**GIVEN DATA:**

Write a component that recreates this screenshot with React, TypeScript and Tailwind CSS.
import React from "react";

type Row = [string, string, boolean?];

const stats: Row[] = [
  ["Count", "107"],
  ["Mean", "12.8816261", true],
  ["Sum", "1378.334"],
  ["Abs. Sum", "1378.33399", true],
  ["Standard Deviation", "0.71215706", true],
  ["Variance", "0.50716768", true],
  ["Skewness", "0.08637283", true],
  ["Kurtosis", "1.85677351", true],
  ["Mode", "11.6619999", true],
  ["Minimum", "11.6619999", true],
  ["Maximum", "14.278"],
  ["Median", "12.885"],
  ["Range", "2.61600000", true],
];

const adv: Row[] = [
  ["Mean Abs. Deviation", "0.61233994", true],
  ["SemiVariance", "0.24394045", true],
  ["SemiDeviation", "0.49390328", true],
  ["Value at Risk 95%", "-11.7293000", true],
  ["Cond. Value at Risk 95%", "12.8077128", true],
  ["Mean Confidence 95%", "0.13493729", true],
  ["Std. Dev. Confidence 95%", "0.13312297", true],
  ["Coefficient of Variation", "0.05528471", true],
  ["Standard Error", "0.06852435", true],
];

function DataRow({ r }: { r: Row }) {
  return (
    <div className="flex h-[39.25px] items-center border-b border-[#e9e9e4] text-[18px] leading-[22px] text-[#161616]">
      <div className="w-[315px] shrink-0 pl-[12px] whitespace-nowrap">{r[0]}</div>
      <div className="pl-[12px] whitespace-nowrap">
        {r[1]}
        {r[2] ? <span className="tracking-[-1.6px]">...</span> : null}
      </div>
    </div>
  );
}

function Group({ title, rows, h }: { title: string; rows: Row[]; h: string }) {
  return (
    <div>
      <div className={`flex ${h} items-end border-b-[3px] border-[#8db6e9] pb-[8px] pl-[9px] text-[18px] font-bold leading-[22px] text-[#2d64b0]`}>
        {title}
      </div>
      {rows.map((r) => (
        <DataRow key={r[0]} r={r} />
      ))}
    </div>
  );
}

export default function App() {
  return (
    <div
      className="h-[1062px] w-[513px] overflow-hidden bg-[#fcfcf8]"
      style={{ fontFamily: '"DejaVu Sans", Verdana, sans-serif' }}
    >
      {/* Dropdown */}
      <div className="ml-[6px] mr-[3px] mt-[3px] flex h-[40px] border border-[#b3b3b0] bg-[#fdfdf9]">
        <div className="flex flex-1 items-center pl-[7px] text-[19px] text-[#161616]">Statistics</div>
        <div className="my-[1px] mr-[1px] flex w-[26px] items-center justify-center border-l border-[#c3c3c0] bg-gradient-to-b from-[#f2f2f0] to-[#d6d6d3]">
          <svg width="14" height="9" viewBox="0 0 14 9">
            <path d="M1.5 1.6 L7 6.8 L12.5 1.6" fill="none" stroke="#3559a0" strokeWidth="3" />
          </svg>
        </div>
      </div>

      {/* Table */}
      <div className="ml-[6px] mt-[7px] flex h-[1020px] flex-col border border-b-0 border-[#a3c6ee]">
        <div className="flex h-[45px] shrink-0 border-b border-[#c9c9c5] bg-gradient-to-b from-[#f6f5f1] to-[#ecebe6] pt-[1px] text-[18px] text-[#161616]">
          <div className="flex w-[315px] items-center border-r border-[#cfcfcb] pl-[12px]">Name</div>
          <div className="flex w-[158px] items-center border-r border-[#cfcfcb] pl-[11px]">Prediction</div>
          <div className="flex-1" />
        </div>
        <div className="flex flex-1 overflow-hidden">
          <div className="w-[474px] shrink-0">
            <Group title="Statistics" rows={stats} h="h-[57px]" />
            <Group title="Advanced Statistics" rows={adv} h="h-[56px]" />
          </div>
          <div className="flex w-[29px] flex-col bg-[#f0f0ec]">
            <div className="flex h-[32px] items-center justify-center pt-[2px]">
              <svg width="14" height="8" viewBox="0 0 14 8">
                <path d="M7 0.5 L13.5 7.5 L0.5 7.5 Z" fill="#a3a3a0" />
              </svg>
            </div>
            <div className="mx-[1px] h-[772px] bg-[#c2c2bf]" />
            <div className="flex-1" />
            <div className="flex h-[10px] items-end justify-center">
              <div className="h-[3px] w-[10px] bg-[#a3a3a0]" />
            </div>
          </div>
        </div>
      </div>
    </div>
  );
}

**OBJECTIVE:** Retype the listing. Match it exactly.

**CORRECT OUTPUT:**
Write a component that recreates this screenshot with React, TypeScript and Tailwind CSS.
import React from "react";

type Row = [string, string, boolean?];

const stats: Row[] = [
  ["Count", "107"],
  ["Mean", "12.8816261", true],
  ["Sum", "1378.334"],
  ["Abs. Sum", "1378.33399", true],
  ["Standard Deviation", "0.71215706", true],
  ["Variance", "0.50716768", true],
  ["Skewness", "0.08637283", true],
  ["Kurtosis", "1.85677351", true],
  ["Mode", "11.6619999", true],
  ["Minimum", "11.6619999", true],
  ["Maximum", "14.278"],
  ["Median", "12.885"],
  ["Range", "2.61600000", true],
];

const adv: Row[] = [
  ["Mean Abs. Deviation", "0.61233994", true],
  ["SemiVariance", "0.24394045", true],
  ["SemiDeviation", "0.49390328", true],
  ["Value at Risk 95%", "-11.7293000", true],
  ["Cond. Value at Risk 95%", "12.8077128", true],
  ["Mean Confidence 95%", "0.13493729", true],
  ["Std. Dev. Confidence 95%", "0.13312297", true],
  ["Coefficient of Variation", "0.05528471", true],
  ["Standard Error", "0.06852435", true],
];

function DataRow({ r }: { r: Row }) {
  return (
    <div className="flex h-[39.25px] items-center border-b border-[#e9e9e4] text-[18px] leading-[22px] text-[#161616]">
      <div className="w-[315px] shrink-0 pl-[12px] whitespace-nowrap">{r[0]}</div>
      <div className="pl-[12px] whitespace-nowrap">
        {r[1]}
        {r[2] ? <span className="tracking-[-1.6px]">...</span> : null}
      </div>
    </div>
  );
}

function Group({ title, rows, h }: { title: string; rows: Row[]; h: string }) {
  return (
    <div>
      <div className={`flex ${h} items-end border-b-[3px] border-[#8db6e9] pb-[8px] pl-[9px] text-[18px] font-bold leading-[22px] text-[#2d64b0]`}>
        {title}
      </div>
      {rows.map((r) => (
        <DataRow key={r[0]} r={r} />
      ))}
    </div>
  );
}

export default function App() {
  return (
    <div
      className="h-[1062px] w-[513px] overflow-hidden bg-[#fcfcf8]"
      style={{ fontFamily: '"DejaVu Sans", Verdana, sans-serif' }}
    >
      {/* Dropdown */}
      <div className="ml-[6px] mr-[3px] mt-[3px] flex h-[40px] border border-[#b3b3b0] bg-[#fdfdf9]">
        <div className="flex flex-1 items-center pl-[7px] text-[19px] text-[#161616]">Statistics</div>
        <div className="my-[1px] mr-[1px] flex w-[26px] items-center justify-center border-l border-[#c3c3c0] bg-gradient-to-b from-[#f2f2f0] to-[#d6d6d3]">
          <svg width="14" height="9" viewBox="0 0 14 9">
            <path d="M1.5 1.6 L7 6.8 L12.5 1.6" fill="none" stroke="#3559a0" strokeWidth="3" />
          </svg>
        </div>
      </div>

      {/* Table */}
      <div className="ml-[6px] mt-[7px] flex h-[1020px] flex-col border border-b-0 border-[#a3c6ee]">
        <div className="flex h-[45px] shrink-0 border-b border-[#c9c9c5] bg-gradient-to-b from-[#f6f5f1] to-[#ecebe6] pt-[1px] text-[18px] text-[#161616]">
          <div className="flex w-[315px] items-center border-r border-[#cfcfcb] pl-[12px]">Name</div>
          <div className="flex w-[158px] items-center border-r border-[#cfcfcb] pl-[11px]">Prediction</div>
          <div className="flex-1" />
        </div>
        <div className="flex flex-1 overflow-hidden">
          <div className="w-[474px] shrink-0">
            <Group title="Statistics" rows={stats} h="h-[57px]" />
            <Group title="Advanced Statistics" rows={adv} h="h-[56px]" />
          </div>
          <div className="flex w-[29px] flex-col bg-[#f0f0ec]">
            <div className="flex h-[32px] items-center justify-center pt-[2px]">
              <svg width="14" height="8" viewBox="0 0 14 8">
                <path d="M7 0.5 L13.5 7.5 L0.5 7.5 Z" fill="#a3a3a0" />
              </svg>
            </div>
            <div className="mx-[1px] h-[772px] bg-[#c2c2bf]" />
            <div className="flex-1" />
            <div className="flex h-[10px] items-end justify-center">
              <div className="h-[3px] w-[10px] bg-[#a3a3a0]" />
            </div>
          </div>
        </div>
      </div>
    </div>
  );
}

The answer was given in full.